> **What you have to do**
Extract the whole listing as it stands. Do not include the pictures.

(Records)
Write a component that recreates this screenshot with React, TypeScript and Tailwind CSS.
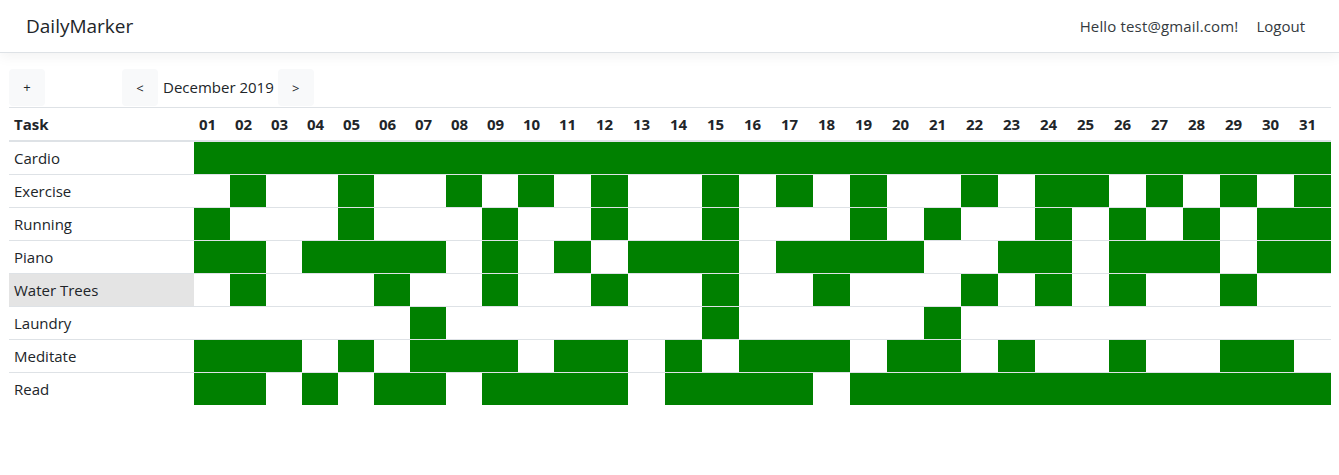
import React from "react";

const days = Array.from({ length: 31 }, (_, i) => String(i + 1).padStart(2, "0"));

const tasks: { name: string; done: number[]; hover?: boolean }[] = [
  { name: "Cardio", done: Array.from({ length: 31 }, (_, i) => i + 1) },
  { name: "Exercise", done: [2, 5, 8, 10, 12, 15, 17, 19, 22, 24, 25, 27, 29, 31] },
  { name: "Running", done: [1, 5, 9, 12, 15, 19, 21, 24, 26, 28, 30, 31] },
  { name: "Piano", done: [1, 2, 4, 5, 6, 7, 9, 11, 13, 14, 15, 17, 18, 19, 20, 23, 24, 26, 27, 28, 30, 31] },
  { name: "Water Trees", done: [2, 6, 9, 12, 15, 18, 22, 24, 26, 29], hover: true },
  { name: "Laundry", done: [7, 15, 21] },
  { name: "Meditate", done: [1, 2, 3, 5, 7, 8, 9, 11, 12, 14, 16, 17, 18, 20, 21, 23, 26, 29, 30] },
  { name: "Read", done: [1, 2, 4, 6, 7, 9, 10, 11, 12, 14, 15, 16, 17, 19, 20, 21, 22, 23, 24, 25, 26, 27, 28, 29, 30, 31] },
];

const cols = "grid grid-cols-[185px_repeat(10,36px)_repeat(21,37px)]";

export default function App() {
  return (
    <div
      className="min-h-[475px] bg-white text-[#212529]"
      style={{ fontFamily: '"Open Sans", "Noto Sans", sans-serif' }}
    >
      <nav className="relative z-10 flex h-[53px] items-center justify-between border-b border-[#dee2e6] bg-white pl-[26px] pr-[34px] shadow-[0_4px_12px_rgba(0,0,0,0.05)]">
        <span className="text-[19px] leading-none">DailyMarker</span>
        <div className="flex items-center gap-[18px] text-[15px] text-[#343a40]">
          <span className="tracking-[0.15px]">Hello test@gmail.com!</span>
          <span>Logout</span>
        </div>
      </nav>

      <main className="pl-[9px] pr-[8px] pt-[16px]">
        <div className="flex h-[38px] items-start">
          <button className="flex h-[37px] w-[36px] items-center justify-center rounded bg-[#f8f9fa] text-[13px]">
            +
          </button>
          <div className="ml-[77px] flex items-center">
            <button className="flex h-[37px] w-[36px] items-center justify-center rounded bg-[#f8f9fa] pt-[3px] text-[13px]">
              &lt;
            </button>
            <span className="ml-[5px] mr-[4px] text-[15px]">December 2019</span>
            <button className="flex h-[37px] w-[36px] items-center justify-center rounded bg-[#f8f9fa] pt-[3px] text-[13px]">
              &gt;
            </button>
          </div>
        </div>

        <div className="border-t border-[#dee2e6]">
          <div className={cols + " h-[34px] items-center border-b-2 border-[#dee2e6] text-[15px] font-bold"}>
            <div className="pl-[5px]">Task</div>
            {days.map((d) => (
              <div key={d} className="pl-[5px]">
                {d}
              </div>
            ))}
          </div>
          {tasks.map((t, ri) => (
            <div
              key={t.name}
              className={cols + " text-[15px] " + (ri === 0 ? "h-[32px]" : "h-[33px] border-t border-[#dee2e6]")}
            >
              <div className={"flex items-center pl-[5px] " + (t.hover ? "bg-[#e4e4e4]" : "")}>{t.name}</div>
              {days.map((d, di) => (
                <div key={d} className={t.done.includes(di + 1) ? "bg-[#008000]" : ""} />
              ))}
            </div>
          ))}
        </div>
      </main>
    </div>
  );
}
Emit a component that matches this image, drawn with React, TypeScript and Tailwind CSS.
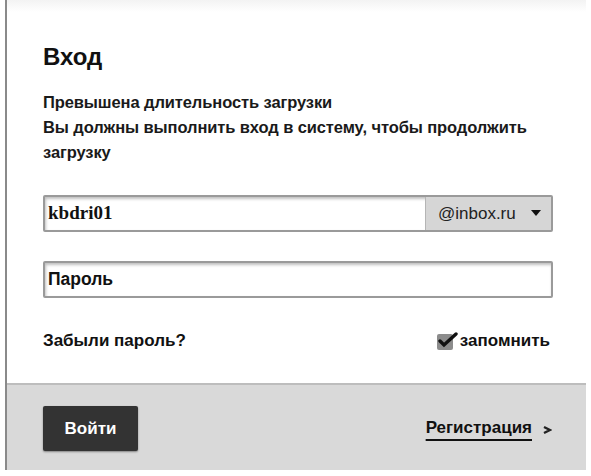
export default function App() {
  return (
    <div className="w-[591px] h-[476px] bg-white overflow-hidden" style={{ fontFamily: '"Liberation Sans", Arial, sans-serif' }}>
      <div className="ml-[5px] w-[581px] h-[470px] border-l-2 border-[#8a8a8a] flex flex-col">
        <div className="h-[12px] bg-gradient-to-b from-[#f3f3f3] to-white" />
        <div className="flex-1 pl-[36px] pr-[32px]">
          <h1 className="mt-[30px] text-[24px] font-bold text-[#111] leading-[30px]">Вход</h1>
          <div className="mt-[18px] text-[16.5px] font-bold text-[#1a1a1a] leading-[25px] tracking-[-0.1px]">
            <p>Превышена длительность загрузки</p>
            <p>Вы должны выполнить вход в систему, чтобы продолжить загрузку</p>
          </div>
          <div className="mt-[30px] flex h-[37px] w-[510px] border-2 border-[#9a9a9a] rounded-[2px] shadow-[inset_1px_2px_3px_rgba(0,0,0,0.25)]">
            <div className="flex-1 flex items-center pl-[3px] text-[19px] font-bold text-[#111]" style={{ fontFamily: '"Liberation Serif", "Times New Roman", serif' }}>
              kbdri01
            </div>
            <div className="w-[126px] flex items-center justify-between pl-[12px] pr-[10px] bg-[#d6d6d6] border-l border-[#b5b5b5] text-[17px] text-[#222]">
              <span>@inbox.ru</span>
              <svg width="10" height="7" viewBox="0 0 10 7"><path d="M0 0 L10 0 L5 6 Z" fill="#111" /></svg>
            </div>
          </div>
          <div className="mt-[29px] flex items-center h-[37px] w-[510px] border-2 border-[#9a9a9a] rounded-[2px] shadow-[inset_1px_2px_3px_rgba(0,0,0,0.25)] pl-[3px] text-[17.5px] font-bold text-[#111]">
            Пароль
          </div>
          <div className="mt-[30px] flex items-center justify-between w-[510px] text-[17px] font-bold text-[#111]">
            <span>Забыли пароль?</span>
            <span className="flex items-center gap-[2px] pr-[3px]">
              <svg width="22" height="20" viewBox="0 0 22 20">
                <rect x="1" y="3" width="16" height="16" rx="2" fill="#8c8c8c" />
                <path d="M4 10 L8 14 L20 3" stroke="#111" strokeWidth="3.4" fill="none" strokeLinecap="round" />
              </svg>
              запомнить
            </span>
          </div>
        </div>
        <div className="h-[87px] bg-[#d9d9d9] border-t-2 border-[#bdbdbd] flex items-center justify-between pl-[36px] pr-[34px]">
          <button className="w-[95px] h-[45px] mt-[2px] bg-[#333] rounded-[2px] text-white text-[17px] font-bold shadow-[0_1px_2px_rgba(0,0,0,0.4)]">
            Войти
          </button>
          <span className="flex items-center gap-[10px] text-[17px] font-bold text-[#111]">
            <span className="underline decoration-[2px] underline-offset-[6px]">Регистрация</span>
            <svg className="mt-[4px]" width="10" height="10" viewBox="0 0 10 10"><path d="M2 2 L8 5 L2 8" stroke="#222" strokeWidth="2.4" fill="none" /></svg>
          </span>
        </div>
      </div>
    </div>
  );
}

> **Exercise answer**
Write a component that recreates this screenshot with React, TypeScript and Tailwind CSS.
import React from "react";

const days = Array.from({ length: 31 }, (_, i) => String(i + 1).padStart(2, "0"));

const tasks: { name: string; done: number[]; hover?: boolean }[] = [
  { name: "Cardio", done: Array.from({ length: 31 }, (_, i) => i + 1) },
  { name: "Exercise", done: [2, 5, 8, 10, 12, 15, 17, 19, 22, 24, 25, 27, 29, 31] },
  { name: "Running", done: [1, 5, 9, 12, 15, 19, 21, 24, 26, 28, 30, 31] },
  { name: "Piano", done: [1, 2, 4, 5, 6, 7, 9, 11, 13, 14, 15, 17, 18, 19, 20, 23, 24, 26, 27, 28, 30, 31] },
  { name: "Water Trees", done: [2, 6, 9, 12, 15, 18, 22, 24, 26, 29], hover: true },
  { name: "Laundry", done: [7, 15, 21] },
  { name: "Meditate", done: [1, 2, 3, 5, 7, 8, 9, 11, 12, 14, 16, 17, 18, 20, 21, 23, 26, 29, 30] },
  { name: "Read", done: [1, 2, 4, 6, 7, 9, 10, 11, 12, 14, 15, 16, 17, 19, 20, 21, 22, 23, 24, 25, 26, 27, 28, 29, 30, 31] },
];

const cols = "grid grid-cols-[185px_repeat(10,36px)_repeat(21,37px)]";

export default function App() {
  return (
    <div
      className="min-h-[475px] bg-white text-[#212529]"
      style={{ fontFamily: '"Open Sans", "Noto Sans", sans-serif' }}
    >
      <nav className="relative z-10 flex h-[53px] items-center justify-between border-b border-[#dee2e6] bg-white pl-[26px] pr-[34px] shadow-[0_4px_12px_rgba(0,0,0,0.05)]">
        <span className="text-[19px] leading-none">DailyMarker</span>
        <div className="flex items-center gap-[18px] text-[15px] text-[#343a40]">
          <span className="tracking-[0.15px]">Hello test@gmail.com!</span>
          <span>Logout</span>
        </div>
      </nav>

      <main className="pl-[9px] pr-[8px] pt-[16px]">
        <div className="flex h-[38px] items-start">
          <button className="flex h-[37px] w-[36px] items-center justify-center rounded bg-[#f8f9fa] text-[13px]">
            +
          </button>
          <div className="ml-[77px] flex items-center">
            <button className="flex h-[37px] w-[36px] items-center justify-center rounded bg-[#f8f9fa] pt-[3px] text-[13px]">
              &lt;
            </button>
            <span className="ml-[5px] mr-[4px] text-[15px]">December 2019</span>
            <button className="flex h-[37px] w-[36px] items-center justify-center rounded bg-[#f8f9fa] pt-[3px] text-[13px]">
              &gt;
            </button>
          </div>
        </div>

        <div className="border-t border-[#dee2e6]">
          <div className={cols + " h-[34px] items-center border-b-2 border-[#dee2e6] text-[15px] font-bold"}>
            <div className="pl-[5px]">Task</div>
            {days.map((d) => (
              <div key={d} className="pl-[5px]">
                {d}
              </div>
            ))}
          </div>
          {tasks.map((t, ri) => (
            <div
              key={t.name}
              className={cols + " text-[15px] " + (ri === 0 ? "h-[32px]" : "h-[33px] border-t border-[#dee2e6]")}
            >
              <div className={"flex items-center pl-[5px] " + (t.hover ? "bg-[#e4e4e4]" : "")}>{t.name}</div>
              {days.map((d, di) => (
                <div key={d} className={t.done.includes(di + 1) ? "bg-[#008000]" : ""} />
              ))}
            </div>
          ))}
        </div>
      </main>
    </div>
  );
}
Emit a component that matches this image, drawn with React, TypeScript and Tailwind CSS.
export default function App() {
  return (
    <div className="w-[591px] h-[476px] bg-white overflow-hidden" style={{ fontFamily: '"Liberation Sans", Arial, sans-serif' }}>
      <div className="ml-[5px] w-[581px] h-[470px] border-l-2 border-[#8a8a8a] flex flex-col">
        <div className="h-[12px] bg-gradient-to-b from-[#f3f3f3] to-white" />
        <div className="flex-1 pl-[36px] pr-[32px]">
          <h1 className="mt-[30px] text-[24px] font-bold text-[#111] leading-[30px]">Вход</h1>
          <div className="mt-[18px] text-[16.5px] font-bold text-[#1a1a1a] leading-[25px] tracking-[-0.1px]">
            <p>Превышена длительность загрузки</p>
            <p>Вы должны выполнить вход в систему, чтобы продолжить загрузку</p>
          </div>
          <div className="mt-[30px] flex h-[37px] w-[510px] border-2 border-[#9a9a9a] rounded-[2px] shadow-[inset_1px_2px_3px_rgba(0,0,0,0.25)]">
            <div className="flex-1 flex items-center pl-[3px] text-[19px] font-bold text-[#111]" style={{ fontFamily: '"Liberation Serif", "Times New Roman", serif' }}>
              kbdri01
            </div>
            <div className="w-[126px] flex items-center justify-between pl-[12px] pr-[10px] bg-[#d6d6d6] border-l border-[#b5b5b5] text-[17px] text-[#222]">
              <span>@inbox.ru</span>
              <svg width="10" height="7" viewBox="0 0 10 7"><path d="M0 0 L10 0 L5 6 Z" fill="#111" /></svg>
            </div>
          </div>
          <div className="mt-[29px] flex items-center h-[37px] w-[510px] border-2 border-[#9a9a9a] rounded-[2px] shadow-[inset_1px_2px_3px_rgba(0,0,0,0.25)] pl-[3px] text-[17.5px] font-bold text-[#111]">
            Пароль
          </div>
          <div className="mt-[30px] flex items-center justify-between w-[510px] text-[17px] font-bold text-[#111]">
            <span>Забыли пароль?</span>
            <span className="flex items-center gap-[2px] pr-[3px]">
              <svg width="22" height="20" viewBox="0 0 22 20">
                <rect x="1" y="3" width="16" height="16" rx="2" fill="#8c8c8c" />
                <path d="M4 10 L8 14 L20 3" stroke="#111" strokeWidth="3.4" fill="none" strokeLinecap="round" />
              </svg>
              запомнить
            </span>
          </div>
        </div>
        <div className="h-[87px] bg-[#d9d9d9] border-t-2 border-[#bdbdbd] flex items-center justify-between pl-[36px] pr-[34px]">
          <button className="w-[95px] h-[45px] mt-[2px] bg-[#333] rounded-[2px] text-white text-[17px] font-bold shadow-[0_1px_2px_rgba(0,0,0,0.4)]">
            Войти
          </button>
          <span className="flex items-center gap-[10px] text-[17px] font-bold text-[#111]">
            <span className="underline decoration-[2px] underline-offset-[6px]">Регистрация</span>
            <svg className="mt-[4px]" width="10" height="10" viewBox="0 0 10 10"><path d="M2 2 L8 5 L2 8" stroke="#222" strokeWidth="2.4" fill="none" /></svg>
          </span>
        </div>
      </div>
    </div>
  );
}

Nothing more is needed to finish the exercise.